**WHAT YOU ARE ASKED TO DO**: Repeat all the material exactly; pictures stay out of your copy.

**SOURCE DATA**:
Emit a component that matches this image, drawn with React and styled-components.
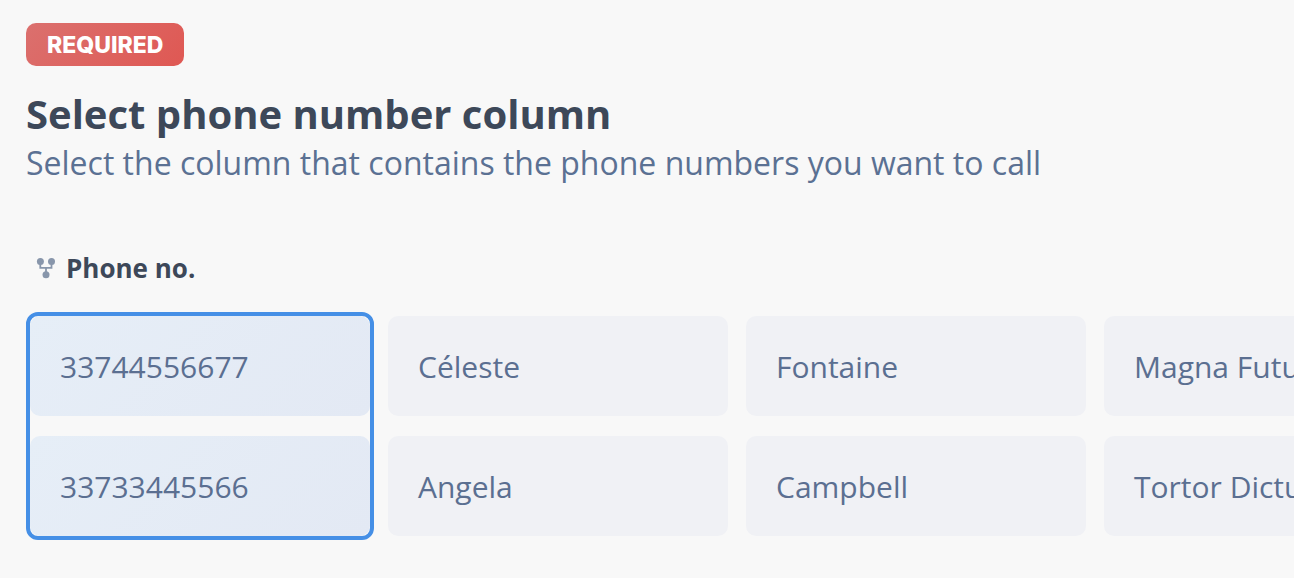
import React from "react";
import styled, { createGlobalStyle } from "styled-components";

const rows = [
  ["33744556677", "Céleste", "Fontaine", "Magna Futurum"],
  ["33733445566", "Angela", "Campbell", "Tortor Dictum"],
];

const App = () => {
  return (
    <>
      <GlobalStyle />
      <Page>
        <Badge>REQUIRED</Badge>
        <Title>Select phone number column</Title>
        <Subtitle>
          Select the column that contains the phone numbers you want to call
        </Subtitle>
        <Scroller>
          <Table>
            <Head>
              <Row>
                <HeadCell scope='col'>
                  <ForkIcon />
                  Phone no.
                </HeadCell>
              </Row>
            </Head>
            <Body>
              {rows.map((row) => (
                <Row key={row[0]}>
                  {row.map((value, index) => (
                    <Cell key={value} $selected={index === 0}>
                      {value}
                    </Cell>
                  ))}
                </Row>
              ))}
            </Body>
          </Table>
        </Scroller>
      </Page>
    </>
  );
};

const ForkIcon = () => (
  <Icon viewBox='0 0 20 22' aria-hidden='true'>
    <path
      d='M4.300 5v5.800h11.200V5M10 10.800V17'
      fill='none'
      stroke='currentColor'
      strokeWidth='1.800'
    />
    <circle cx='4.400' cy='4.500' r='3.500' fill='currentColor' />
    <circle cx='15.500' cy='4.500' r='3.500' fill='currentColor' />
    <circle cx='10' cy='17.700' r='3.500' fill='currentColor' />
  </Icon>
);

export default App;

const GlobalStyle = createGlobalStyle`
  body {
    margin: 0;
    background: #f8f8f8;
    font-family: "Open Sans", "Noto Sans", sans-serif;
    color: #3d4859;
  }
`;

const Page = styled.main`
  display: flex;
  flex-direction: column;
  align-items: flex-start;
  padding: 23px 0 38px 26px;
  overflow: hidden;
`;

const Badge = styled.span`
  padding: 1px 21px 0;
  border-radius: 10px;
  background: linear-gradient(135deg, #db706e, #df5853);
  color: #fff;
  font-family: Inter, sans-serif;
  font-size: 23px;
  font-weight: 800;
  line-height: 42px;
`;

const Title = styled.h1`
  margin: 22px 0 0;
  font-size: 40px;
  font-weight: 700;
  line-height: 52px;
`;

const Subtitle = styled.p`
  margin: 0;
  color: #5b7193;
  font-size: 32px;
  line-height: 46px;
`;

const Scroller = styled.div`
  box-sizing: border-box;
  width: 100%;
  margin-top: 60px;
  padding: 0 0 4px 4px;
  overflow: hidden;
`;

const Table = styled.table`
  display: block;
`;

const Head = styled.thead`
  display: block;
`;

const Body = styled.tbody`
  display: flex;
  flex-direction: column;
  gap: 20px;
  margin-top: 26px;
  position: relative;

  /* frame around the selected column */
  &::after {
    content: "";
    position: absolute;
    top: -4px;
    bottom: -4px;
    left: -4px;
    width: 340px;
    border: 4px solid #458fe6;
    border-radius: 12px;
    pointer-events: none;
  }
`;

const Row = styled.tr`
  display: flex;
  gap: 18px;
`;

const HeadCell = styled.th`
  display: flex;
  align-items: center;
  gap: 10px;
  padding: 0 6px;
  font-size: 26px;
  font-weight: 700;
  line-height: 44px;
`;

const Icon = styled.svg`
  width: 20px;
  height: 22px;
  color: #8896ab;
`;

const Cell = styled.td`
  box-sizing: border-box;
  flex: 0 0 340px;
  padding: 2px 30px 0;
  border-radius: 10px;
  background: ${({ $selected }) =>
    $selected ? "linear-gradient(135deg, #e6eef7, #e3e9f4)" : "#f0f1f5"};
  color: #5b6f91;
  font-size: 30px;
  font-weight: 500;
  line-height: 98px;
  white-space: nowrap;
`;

**SOLVED EXERCISE**:
Emit a component that matches this image, drawn with React and styled-components.
import React from "react";
import styled, { createGlobalStyle } from "styled-components";

const rows = [
  ["33744556677", "Céleste", "Fontaine", "Magna Futurum"],
  ["33733445566", "Angela", "Campbell", "Tortor Dictum"],
];

const App = () => {
  return (
    <>
      <GlobalStyle />
      <Page>
        <Badge>REQUIRED</Badge>
        <Title>Select phone number column</Title>
        <Subtitle>
          Select the column that contains the phone numbers you want to call
        </Subtitle>
        <Scroller>
          <Table>
            <Head>
              <Row>
                <HeadCell scope='col'>
                  <ForkIcon />
                  Phone no.
                </HeadCell>
              </Row>
            </Head>
            <Body>
              {rows.map((row) => (
                <Row key={row[0]}>
                  {row.map((value, index) => (
                    <Cell key={value} $selected={index === 0}>
                      {value}
                    </Cell>
                  ))}
                </Row>
              ))}
            </Body>
          </Table>
        </Scroller>
      </Page>
    </>
  );
};

const ForkIcon = () => (
  <Icon viewBox='0 0 20 22' aria-hidden='true'>
    <path
      d='M4.300 5v5.800h11.200V5M10 10.800V17'
      fill='none'
      stroke='currentColor'
      strokeWidth='1.800'
    />
    <circle cx='4.400' cy='4.500' r='3.500' fill='currentColor' />
    <circle cx='15.500' cy='4.500' r='3.500' fill='currentColor' />
    <circle cx='10' cy='17.700' r='3.500' fill='currentColor' />
  </Icon>
);

export default App;

const GlobalStyle = createGlobalStyle`
  body {
    margin: 0;
    background: #f8f8f8;
    font-family: "Open Sans", "Noto Sans", sans-serif;
    color: #3d4859;
  }
`;

const Page = styled.main`
  display: flex;
  flex-direction: column;
  align-items: flex-start;
  padding: 23px 0 38px 26px;
  overflow: hidden;
`;

const Badge = styled.span`
  padding: 1px 21px 0;
  border-radius: 10px;
  background: linear-gradient(135deg, #db706e, #df5853);
  color: #fff;
  font-family: Inter, sans-serif;
  font-size: 23px;
  font-weight: 800;
  line-height: 42px;
`;

const Title = styled.h1`
  margin: 22px 0 0;
  font-size: 40px;
  font-weight: 700;
  line-height: 52px;
`;

const Subtitle = styled.p`
  margin: 0;
  color: #5b7193;
  font-size: 32px;
  line-height: 46px;
`;

const Scroller = styled.div`
  box-sizing: border-box;
  width: 100%;
  margin-top: 60px;
  padding: 0 0 4px 4px;
  overflow: hidden;
`;

const Table = styled.table`
  display: block;
`;

const Head = styled.thead`
  display: block;
`;

const Body = styled.tbody`
  display: flex;
  flex-direction: column;
  gap: 20px;
  margin-top: 26px;
  position: relative;

  /* frame around the selected column */
  &::after {
    content: "";
    position: absolute;
    top: -4px;
    bottom: -4px;
    left: -4px;
    width: 340px;
    border: 4px solid #458fe6;
    border-radius: 12px;
    pointer-events: none;
  }
`;

const Row = styled.tr`
  display: flex;
  gap: 18px;
`;

const HeadCell = styled.th`
  display: flex;
  align-items: center;
  gap: 10px;
  padding: 0 6px;
  font-size: 26px;
  font-weight: 700;
  line-height: 44px;
`;

const Icon = styled.svg`
  width: 20px;
  height: 22px;
  color: #8896ab;
`;

const Cell = styled.td`
  box-sizing: border-box;
  flex: 0 0 340px;
  padding: 2px 30px 0;
  border-radius: 10px;
  background: ${({ $selected }) =>
    $selected ? "linear-gradient(135deg, #e6eef7, #e3e9f4)" : "#f0f1f5"};
  color: #5b6f91;
  font-size: 30px;
  font-weight: 500;
  line-height: 98px;
  white-space: nowrap;
`;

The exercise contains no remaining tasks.